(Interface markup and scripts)
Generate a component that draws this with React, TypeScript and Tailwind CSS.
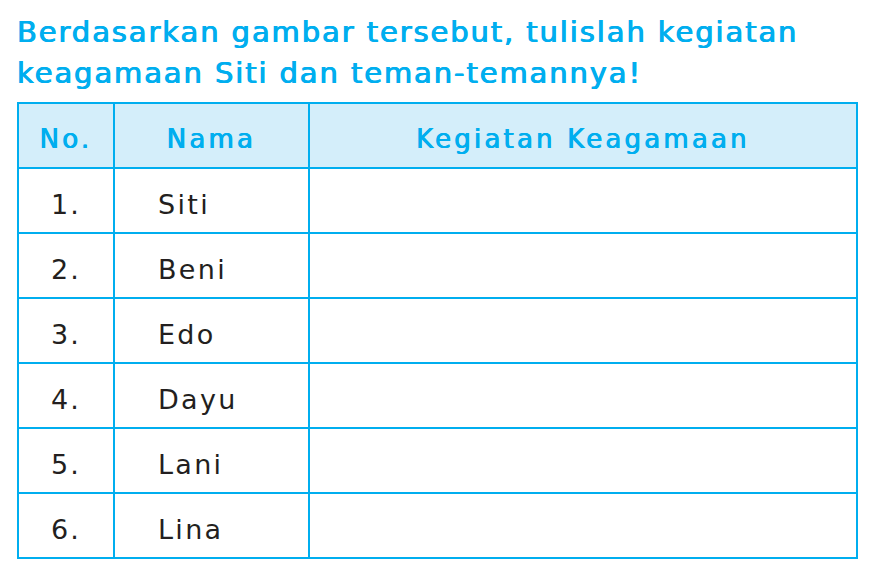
import React from "react";

const rows = [
  ["1.", "Siti"],
  ["2.", "Beni"],
  ["3.", "Edo"],
  ["4.", "Dayu"],
  ["5.", "Lani"],
  ["6.", "Lina"],
];

const th =
  "border-2 border-[#00aeef] text-[26px] font-normal text-[#00aeef] text-center pt-[7px] tracking-[3.2px] [text-shadow:0.45px_0_0_#00aeef,-0.45px_0_0_#00aeef]";

export default function App() {
  return (
    <div
      className="w-[887px] h-[569px] bg-white pl-[17px] pt-[12px]"
      style={{ fontFamily: '"DejaVu Sans", "Noto Sans", sans-serif' }}
    >
      <h1 className="text-[29px] leading-[41px] font-normal text-[#00aeef] tracking-[1.9px] [text-shadow:0.5px_0_0_#00aeef,-0.5px_0_0_#00aeef]">
        Berdasarkan gambar tersebut, tulislah kegiatan
        <br />
        keagamaan Siti dan teman-temannya!
      </h1>
      <table className="mt-[8px] border-collapse w-[841px] table-fixed">
        <colgroup>
          <col className="w-[96px]" />
          <col className="w-[195px]" />
          <col />
        </colgroup>
        <thead>
          <tr className="h-[65px] bg-[#d4eefa]">
            <th className={th}>No.</th>
            <th className={th}>Nama</th>
            <th className={th}>Kegiatan Keagamaan</th>
          </tr>
        </thead>
        <tbody>
          {rows.map(([n, name]) => (
            <tr key={n} className="h-[65px]">
              <td className="border-2 border-[#00aeef] text-[27px] text-[#231f20] text-center pt-[9px] tracking-[2px]">{n}</td>
              <td className="border-2 border-[#00aeef] text-[27px] text-[#231f20] pl-[43px] pt-[9px] tracking-[2.3px]">{name}</td>
              <td className="border-2 border-[#00aeef]"></td>
            </tr>
          ))}
        </tbody>
      </table>
    </div>
  );
}
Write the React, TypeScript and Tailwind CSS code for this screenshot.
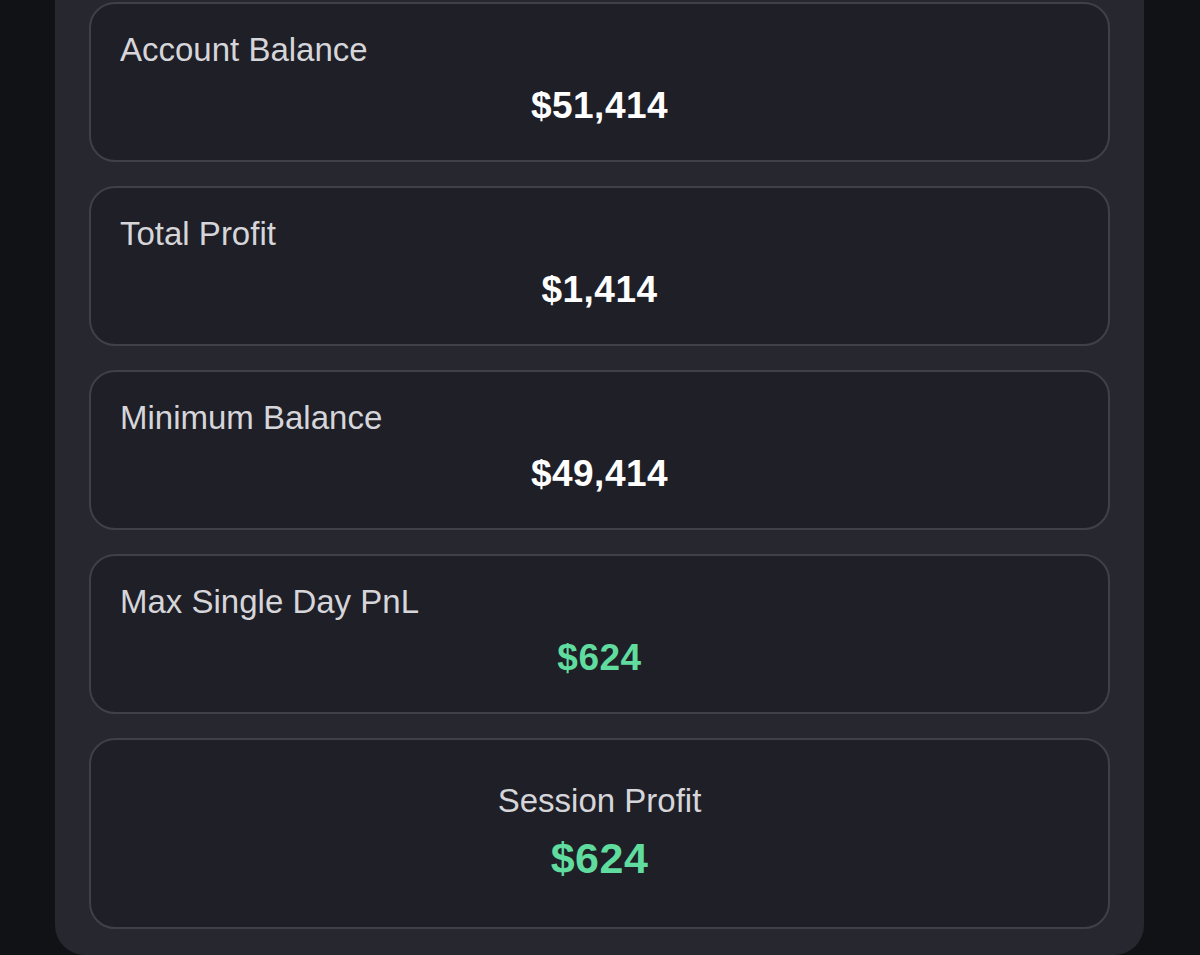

TASK DIRECTIONS: Can you retype every record above exactly, leaving out the pictures?

RESPONSE TO THIS EXERCISE:
Generate a component that draws this with React, TypeScript and Tailwind CSS.
import React from "react";

const rows = [
  ["1.", "Siti"],
  ["2.", "Beni"],
  ["3.", "Edo"],
  ["4.", "Dayu"],
  ["5.", "Lani"],
  ["6.", "Lina"],
];

const th =
  "border-2 border-[#00aeef] text-[26px] font-normal text-[#00aeef] text-center pt-[7px] tracking-[3.2px] [text-shadow:0.45px_0_0_#00aeef,-0.45px_0_0_#00aeef]";

export default function App() {
  return (
    <div
      className="w-[887px] h-[569px] bg-white pl-[17px] pt-[12px]"
      style={{ fontFamily: '"DejaVu Sans", "Noto Sans", sans-serif' }}
    >
      <h1 className="text-[29px] leading-[41px] font-normal text-[#00aeef] tracking-[1.9px] [text-shadow:0.5px_0_0_#00aeef,-0.5px_0_0_#00aeef]">
        Berdasarkan gambar tersebut, tulislah kegiatan
        <br />
        keagamaan Siti dan teman-temannya!
      </h1>
      <table className="mt-[8px] border-collapse w-[841px] table-fixed">
        <colgroup>
          <col className="w-[96px]" />
          <col className="w-[195px]" />
          <col />
        </colgroup>
        <thead>
          <tr className="h-[65px] bg-[#d4eefa]">
            <th className={th}>No.</th>
            <th className={th}>Nama</th>
            <th className={th}>Kegiatan Keagamaan</th>
          </tr>
        </thead>
        <tbody>
          {rows.map(([n, name]) => (
            <tr key={n} className="h-[65px]">
              <td className="border-2 border-[#00aeef] text-[27px] text-[#231f20] text-center pt-[9px] tracking-[2px]">{n}</td>
              <td className="border-2 border-[#00aeef] text-[27px] text-[#231f20] pl-[43px] pt-[9px] tracking-[2.3px]">{name}</td>
              <td className="border-2 border-[#00aeef]"></td>
            </tr>
          ))}
        </tbody>
      </table>
    </div>
  );
}
Write the React, TypeScript and Tailwind CSS code for this screenshot.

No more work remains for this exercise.